**Aim of the exercise**
Copy each line below in which the string "React" occurs.

# start of Data in this exercise

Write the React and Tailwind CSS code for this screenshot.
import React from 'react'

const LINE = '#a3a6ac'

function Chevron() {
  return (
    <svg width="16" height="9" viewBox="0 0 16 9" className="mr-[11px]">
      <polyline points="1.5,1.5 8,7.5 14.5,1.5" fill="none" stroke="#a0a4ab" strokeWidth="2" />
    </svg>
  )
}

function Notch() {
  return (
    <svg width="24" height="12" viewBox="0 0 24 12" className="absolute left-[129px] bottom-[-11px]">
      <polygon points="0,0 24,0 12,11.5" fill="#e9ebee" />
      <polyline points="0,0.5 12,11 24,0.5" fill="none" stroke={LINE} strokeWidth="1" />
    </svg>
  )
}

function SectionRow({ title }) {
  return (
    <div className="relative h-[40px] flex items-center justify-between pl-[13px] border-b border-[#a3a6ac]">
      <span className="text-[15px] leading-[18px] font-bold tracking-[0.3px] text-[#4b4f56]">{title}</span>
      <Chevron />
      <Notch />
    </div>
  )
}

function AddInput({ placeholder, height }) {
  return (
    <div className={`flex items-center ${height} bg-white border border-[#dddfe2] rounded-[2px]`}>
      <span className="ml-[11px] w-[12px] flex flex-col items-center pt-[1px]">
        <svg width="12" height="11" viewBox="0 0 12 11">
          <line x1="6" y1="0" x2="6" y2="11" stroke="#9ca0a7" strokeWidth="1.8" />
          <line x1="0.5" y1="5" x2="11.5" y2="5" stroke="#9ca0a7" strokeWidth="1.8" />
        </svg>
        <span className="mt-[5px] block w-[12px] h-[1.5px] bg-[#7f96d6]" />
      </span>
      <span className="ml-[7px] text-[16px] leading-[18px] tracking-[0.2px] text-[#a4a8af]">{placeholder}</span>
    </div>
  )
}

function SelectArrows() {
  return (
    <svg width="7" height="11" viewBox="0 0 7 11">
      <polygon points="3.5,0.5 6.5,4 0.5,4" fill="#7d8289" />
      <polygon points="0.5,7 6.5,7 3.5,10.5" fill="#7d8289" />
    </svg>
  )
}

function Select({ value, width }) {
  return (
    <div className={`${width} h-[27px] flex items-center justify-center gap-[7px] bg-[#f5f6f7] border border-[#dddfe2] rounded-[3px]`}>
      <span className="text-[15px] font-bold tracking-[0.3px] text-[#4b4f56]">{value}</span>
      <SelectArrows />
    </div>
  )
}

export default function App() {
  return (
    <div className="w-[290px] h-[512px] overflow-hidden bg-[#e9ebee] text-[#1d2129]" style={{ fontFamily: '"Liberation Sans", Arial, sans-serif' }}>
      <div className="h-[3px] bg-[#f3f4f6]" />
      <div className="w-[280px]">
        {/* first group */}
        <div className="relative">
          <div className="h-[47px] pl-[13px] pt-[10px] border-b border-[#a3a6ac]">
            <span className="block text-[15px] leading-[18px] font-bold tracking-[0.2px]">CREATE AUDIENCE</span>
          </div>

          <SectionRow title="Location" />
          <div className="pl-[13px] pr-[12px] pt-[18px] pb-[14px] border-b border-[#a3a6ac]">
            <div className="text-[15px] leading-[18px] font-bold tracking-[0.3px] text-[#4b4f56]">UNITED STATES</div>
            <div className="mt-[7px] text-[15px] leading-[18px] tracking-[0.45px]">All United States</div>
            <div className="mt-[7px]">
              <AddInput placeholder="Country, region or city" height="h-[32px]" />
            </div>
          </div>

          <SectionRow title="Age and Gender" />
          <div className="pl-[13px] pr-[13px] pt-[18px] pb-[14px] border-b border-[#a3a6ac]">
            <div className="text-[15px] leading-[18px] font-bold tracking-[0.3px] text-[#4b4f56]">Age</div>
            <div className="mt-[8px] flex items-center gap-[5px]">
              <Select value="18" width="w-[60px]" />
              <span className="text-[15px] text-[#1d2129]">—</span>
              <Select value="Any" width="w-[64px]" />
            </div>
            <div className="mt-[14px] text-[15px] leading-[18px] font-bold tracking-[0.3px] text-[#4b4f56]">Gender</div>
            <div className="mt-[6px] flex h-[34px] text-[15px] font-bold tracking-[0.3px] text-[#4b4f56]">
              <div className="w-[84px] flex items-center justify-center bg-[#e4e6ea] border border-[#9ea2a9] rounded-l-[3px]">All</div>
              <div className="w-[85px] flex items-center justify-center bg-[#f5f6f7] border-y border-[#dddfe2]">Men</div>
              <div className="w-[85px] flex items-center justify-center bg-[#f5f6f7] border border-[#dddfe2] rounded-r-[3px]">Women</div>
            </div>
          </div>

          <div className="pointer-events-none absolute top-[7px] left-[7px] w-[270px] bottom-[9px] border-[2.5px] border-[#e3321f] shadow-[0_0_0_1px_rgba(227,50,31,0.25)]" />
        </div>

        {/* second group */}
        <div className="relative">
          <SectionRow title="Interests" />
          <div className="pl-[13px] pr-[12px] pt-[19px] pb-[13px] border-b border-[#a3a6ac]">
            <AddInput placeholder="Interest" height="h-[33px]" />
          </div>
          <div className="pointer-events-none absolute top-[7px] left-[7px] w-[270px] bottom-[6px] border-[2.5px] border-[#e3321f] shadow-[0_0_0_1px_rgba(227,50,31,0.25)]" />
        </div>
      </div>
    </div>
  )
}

# end of Data in this exercise
# start of Data in this exercise

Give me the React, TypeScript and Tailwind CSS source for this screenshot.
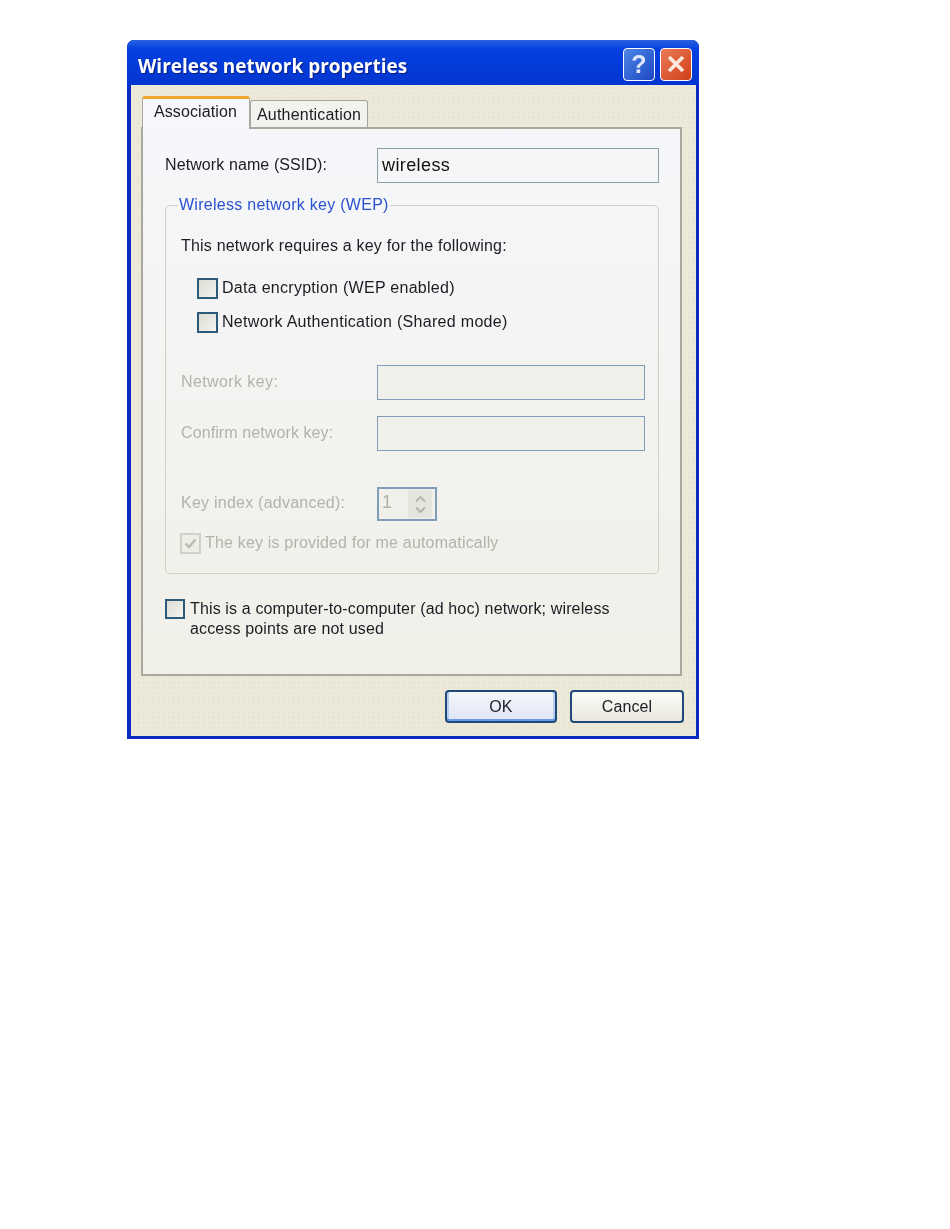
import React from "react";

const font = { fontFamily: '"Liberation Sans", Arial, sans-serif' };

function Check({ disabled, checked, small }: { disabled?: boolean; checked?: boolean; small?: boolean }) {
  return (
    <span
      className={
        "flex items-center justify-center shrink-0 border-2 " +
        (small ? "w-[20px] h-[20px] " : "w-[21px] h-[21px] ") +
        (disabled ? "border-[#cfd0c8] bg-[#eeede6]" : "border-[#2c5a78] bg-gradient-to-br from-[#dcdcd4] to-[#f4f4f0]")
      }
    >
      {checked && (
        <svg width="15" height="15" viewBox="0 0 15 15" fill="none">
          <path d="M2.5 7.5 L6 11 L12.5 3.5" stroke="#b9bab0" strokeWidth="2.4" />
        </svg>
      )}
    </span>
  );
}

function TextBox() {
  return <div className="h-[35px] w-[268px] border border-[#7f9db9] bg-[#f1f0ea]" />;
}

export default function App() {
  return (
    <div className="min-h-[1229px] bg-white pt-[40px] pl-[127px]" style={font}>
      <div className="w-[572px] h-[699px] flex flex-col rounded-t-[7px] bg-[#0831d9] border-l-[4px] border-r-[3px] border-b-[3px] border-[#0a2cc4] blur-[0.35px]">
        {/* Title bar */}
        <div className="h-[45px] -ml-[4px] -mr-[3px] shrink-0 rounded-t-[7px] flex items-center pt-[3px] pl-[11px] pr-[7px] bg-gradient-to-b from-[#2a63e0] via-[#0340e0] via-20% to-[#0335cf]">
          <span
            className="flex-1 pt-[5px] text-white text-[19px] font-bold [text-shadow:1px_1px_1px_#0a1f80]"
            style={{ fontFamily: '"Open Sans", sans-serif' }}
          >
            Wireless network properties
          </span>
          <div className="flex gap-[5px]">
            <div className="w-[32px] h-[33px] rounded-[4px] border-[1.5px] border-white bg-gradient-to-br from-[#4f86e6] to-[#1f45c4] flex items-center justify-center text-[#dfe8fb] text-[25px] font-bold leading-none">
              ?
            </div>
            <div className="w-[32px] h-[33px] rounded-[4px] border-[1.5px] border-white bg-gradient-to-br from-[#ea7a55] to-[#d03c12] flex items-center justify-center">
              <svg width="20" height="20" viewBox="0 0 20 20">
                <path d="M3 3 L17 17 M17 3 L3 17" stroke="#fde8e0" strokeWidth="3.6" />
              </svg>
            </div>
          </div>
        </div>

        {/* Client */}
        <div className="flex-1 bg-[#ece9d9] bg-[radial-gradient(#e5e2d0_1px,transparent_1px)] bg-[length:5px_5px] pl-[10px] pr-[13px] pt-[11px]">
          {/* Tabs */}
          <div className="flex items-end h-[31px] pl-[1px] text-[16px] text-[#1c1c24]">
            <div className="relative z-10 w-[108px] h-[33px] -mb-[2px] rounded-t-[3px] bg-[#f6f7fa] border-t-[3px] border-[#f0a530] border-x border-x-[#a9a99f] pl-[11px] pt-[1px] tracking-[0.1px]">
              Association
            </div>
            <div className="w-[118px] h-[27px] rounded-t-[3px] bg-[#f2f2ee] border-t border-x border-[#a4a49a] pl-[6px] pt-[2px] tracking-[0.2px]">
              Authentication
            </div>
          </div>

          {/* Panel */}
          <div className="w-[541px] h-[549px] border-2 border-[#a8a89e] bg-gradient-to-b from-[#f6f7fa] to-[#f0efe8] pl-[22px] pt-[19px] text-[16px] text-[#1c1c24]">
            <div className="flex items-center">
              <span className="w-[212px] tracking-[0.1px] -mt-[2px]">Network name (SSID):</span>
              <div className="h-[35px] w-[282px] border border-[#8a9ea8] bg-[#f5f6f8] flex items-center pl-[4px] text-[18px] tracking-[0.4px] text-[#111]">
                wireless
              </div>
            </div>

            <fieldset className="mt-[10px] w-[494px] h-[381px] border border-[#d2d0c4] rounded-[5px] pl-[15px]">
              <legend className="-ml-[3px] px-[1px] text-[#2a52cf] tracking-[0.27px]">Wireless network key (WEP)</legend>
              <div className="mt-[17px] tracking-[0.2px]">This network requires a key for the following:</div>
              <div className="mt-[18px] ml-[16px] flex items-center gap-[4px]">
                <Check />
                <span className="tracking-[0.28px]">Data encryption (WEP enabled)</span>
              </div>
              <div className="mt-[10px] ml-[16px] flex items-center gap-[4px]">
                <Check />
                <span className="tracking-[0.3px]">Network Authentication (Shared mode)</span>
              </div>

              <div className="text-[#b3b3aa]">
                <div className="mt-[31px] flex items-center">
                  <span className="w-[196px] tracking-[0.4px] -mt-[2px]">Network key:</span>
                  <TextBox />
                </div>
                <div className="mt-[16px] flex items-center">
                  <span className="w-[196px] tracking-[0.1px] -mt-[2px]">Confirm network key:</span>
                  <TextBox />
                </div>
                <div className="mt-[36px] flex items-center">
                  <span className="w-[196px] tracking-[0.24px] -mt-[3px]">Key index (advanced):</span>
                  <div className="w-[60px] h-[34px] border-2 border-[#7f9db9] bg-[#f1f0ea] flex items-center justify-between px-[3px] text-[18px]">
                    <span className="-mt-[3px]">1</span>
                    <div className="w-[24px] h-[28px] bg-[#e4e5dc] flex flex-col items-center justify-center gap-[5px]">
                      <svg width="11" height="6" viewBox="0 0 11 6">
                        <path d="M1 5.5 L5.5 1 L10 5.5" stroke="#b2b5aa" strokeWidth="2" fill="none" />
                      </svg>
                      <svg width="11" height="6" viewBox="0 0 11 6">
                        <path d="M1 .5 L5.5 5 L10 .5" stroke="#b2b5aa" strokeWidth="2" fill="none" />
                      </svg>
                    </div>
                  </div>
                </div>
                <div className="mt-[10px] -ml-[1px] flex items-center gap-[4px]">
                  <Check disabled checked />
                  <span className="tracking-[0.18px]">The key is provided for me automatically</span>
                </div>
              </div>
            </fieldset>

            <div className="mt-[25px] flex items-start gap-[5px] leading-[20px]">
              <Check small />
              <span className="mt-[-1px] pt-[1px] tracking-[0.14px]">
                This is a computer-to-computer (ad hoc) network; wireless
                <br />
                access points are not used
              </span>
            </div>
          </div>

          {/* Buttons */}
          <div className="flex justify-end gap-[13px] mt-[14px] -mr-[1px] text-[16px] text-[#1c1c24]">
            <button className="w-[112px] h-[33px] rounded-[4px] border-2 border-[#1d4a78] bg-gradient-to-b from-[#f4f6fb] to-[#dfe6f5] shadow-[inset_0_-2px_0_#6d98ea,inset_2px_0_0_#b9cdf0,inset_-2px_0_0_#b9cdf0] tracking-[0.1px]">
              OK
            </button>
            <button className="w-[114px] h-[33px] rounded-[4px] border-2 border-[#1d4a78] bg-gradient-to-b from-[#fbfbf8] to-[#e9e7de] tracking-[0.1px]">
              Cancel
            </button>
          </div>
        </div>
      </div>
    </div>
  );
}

# end of Data in this exercise

**Output of the task**
Write the React and Tailwind CSS code for this screenshot.
import React from 'react'
Give me the React, TypeScript and Tailwind CSS source for this screenshot.
import React from "react";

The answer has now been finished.